The prospect of sustaining yields by taking on default risk in distant places has played tricks with investors’ memories. Fixed-income markets appear to have forgiven Iceland for its missteps in 2008, when the country’s absurdly overextended banks – some were lending at 100 times capital – defaulted on US$85 billion in bonds that were held mostly by institutions outside of Iceland. The country’s currency, the krona, went into a tailspin.
But after five years of austerity, Iceland is back in the good graces of the bond market. New York-based Moody’s Investors Service Inc. now rates Iceland’s sovereign debt at Baa3, the lowest level of investment-grade. An Iceland krona-denominated sovereign bond due Oct. 22, 2026 – sold at par when issued on Feb. 8, 2013 – was recently priced at US$105.20 to yield 6.5% to maturity. In comparison, a Government of Canada 8% issue due June 1, 2027, was recently priced at $168.64 to yield 2.33% to maturity.
@page_break@The appetite of investors – mainly institutions – for global debt they formerly had scorned is evident in last year’s top African issue, a US$750-million 10-year bond from Zambia launched in late September. Small by Canadian and U.S. standards, Fitch Ratings Inc. and Standard & Poor’s Financial Services LLC (both based in New York) rated the bond as “junk” with a B+ rating. Nevertheless, Reuters reported that the bond was oversubscribed by an astonishing 15 times. In aftermarket trading, this bond’s yield fell to 5.2% just a day after it was issued with a price to yield 5.625% to maturity. The Zambia bond was both the largest issue from sub-Saharan Africa and the lowest coupon issue since the global meltdown in 2008.

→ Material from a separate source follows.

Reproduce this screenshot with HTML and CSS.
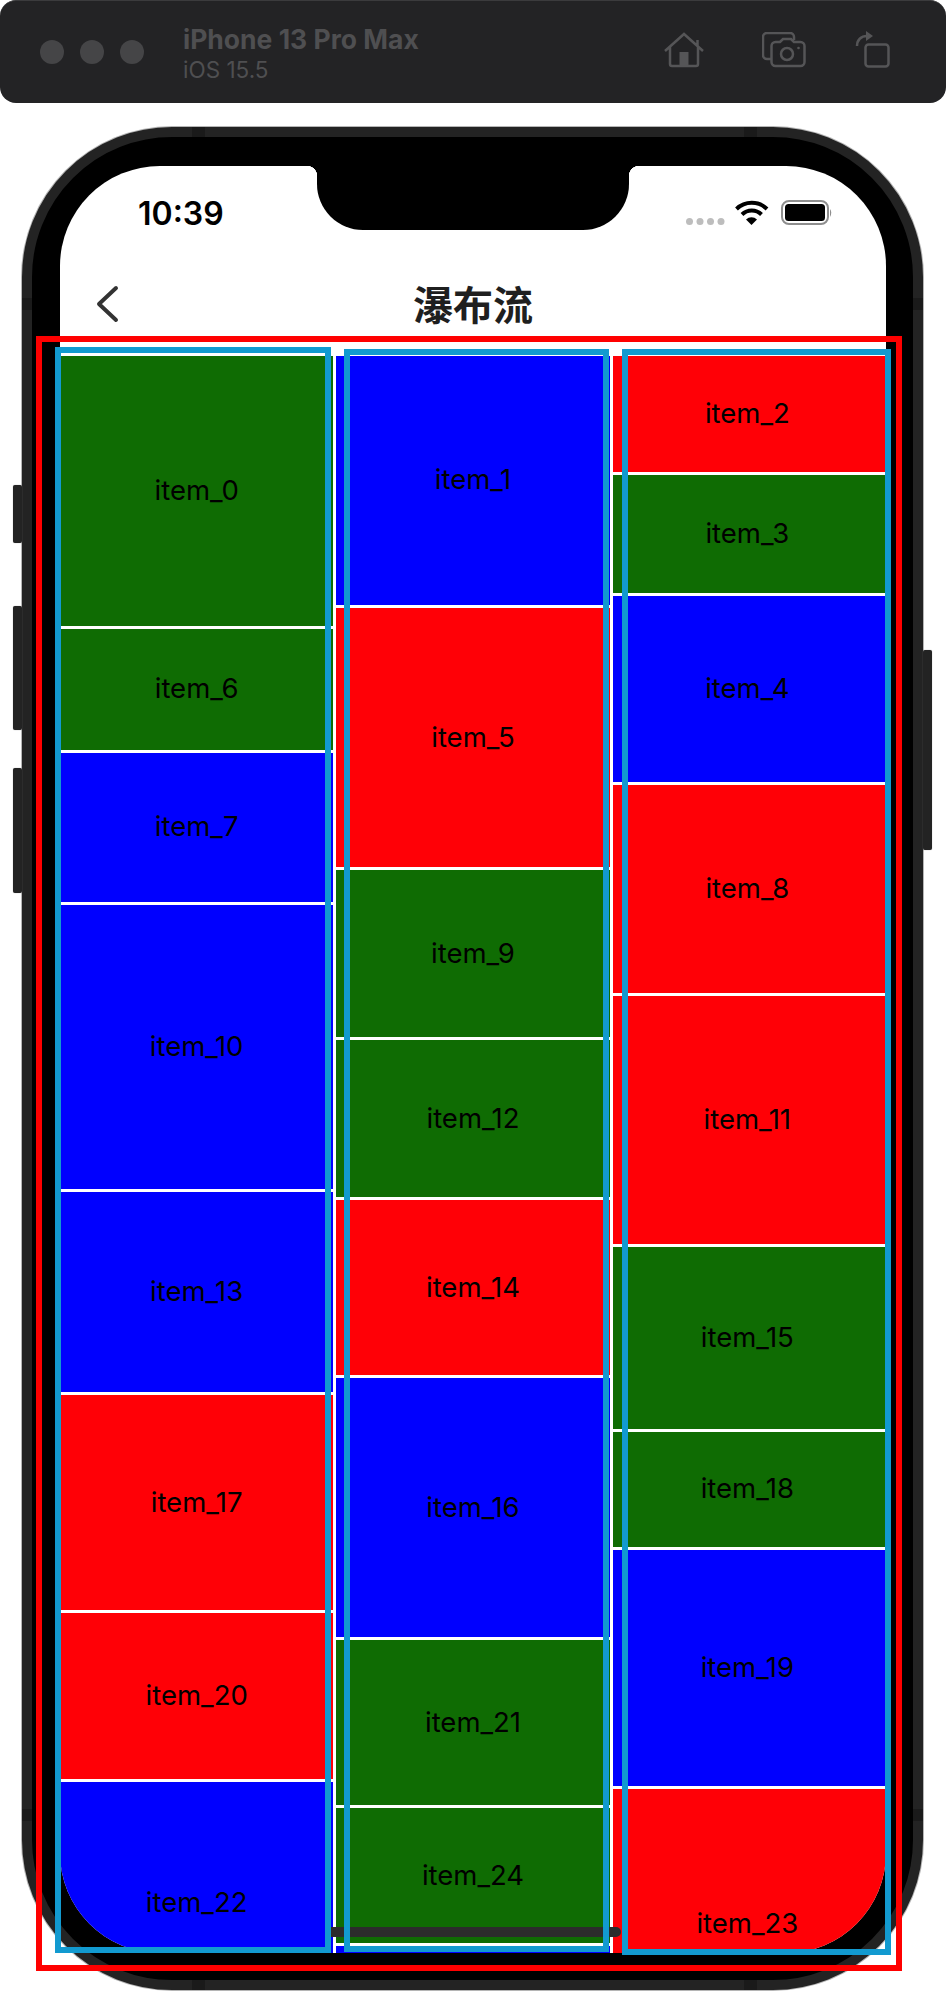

Prospects for timely payment of interest and return on capital depend on the issuing country’s fortunes. And Zambia’s are hitched to the global recovery, as copper comprises 77% of Zambia’s exports. If the global recovery stumbles or China’s construction boom goes into a tailspin, the Zambia bond’s prospects would be in doubt.
“Emerging-markets bonds are an attractive place to be right now,” says Jack Ablin, executive vice president and chief investment officer with BMO Harris Private Bank in Chicago. “The thesis is that interest rates are higher than those in the developed world. Moreover, for bonds issued in native currencies that appear cheap in relation to the [British] pound [sterling], the U.S. dollar and the euro, you have both the prospect for a rising currency and falling interest rates working in your favour.”
Those principles also work for the Russian Federation, where midterm rates for maturities from five to 15 years range from 4% to 5.5%. Russia is seen as a stable emerging market. However, investors seem to have forgotten that Russia defaulted on bonds issued by its internal regions and it devalued the ruble in August 1998.
That said, not all portfolio managers are ready to take on global bonds as a substitute for the familiar senior bonds of Canada, the U.S., Britain and Germany.
“I would not buy into these global high-yield bonds right now,” says Marc Stern, vice president and head of discretionary wealth management with Industrial Alliance Securities Inc. in Montreal. “Some of these emerging markets don’t have enough history to assure me that the interest will be paid promptly when [it’s] due and that capital will be returned at maturity. The high yields of global bonds can mask their underlying risks.”
Other perils include lack of liquidity in secondary markets for many issues that are too small or too obscure to trade, as well as lack of reliable economic information from some issuing nations. Says Stern: “These are bonds you have to be prepared to hold to maturity.”
Buying global debt – whether investment-grade, state-guaranteed bonds in Germany or junk bonds from emerging markets – takes not only research and caution but continuous monitoring. Far from sight should not be far from mind. That may be a platitude, but it is essential to keeping safe in a market known for its perils.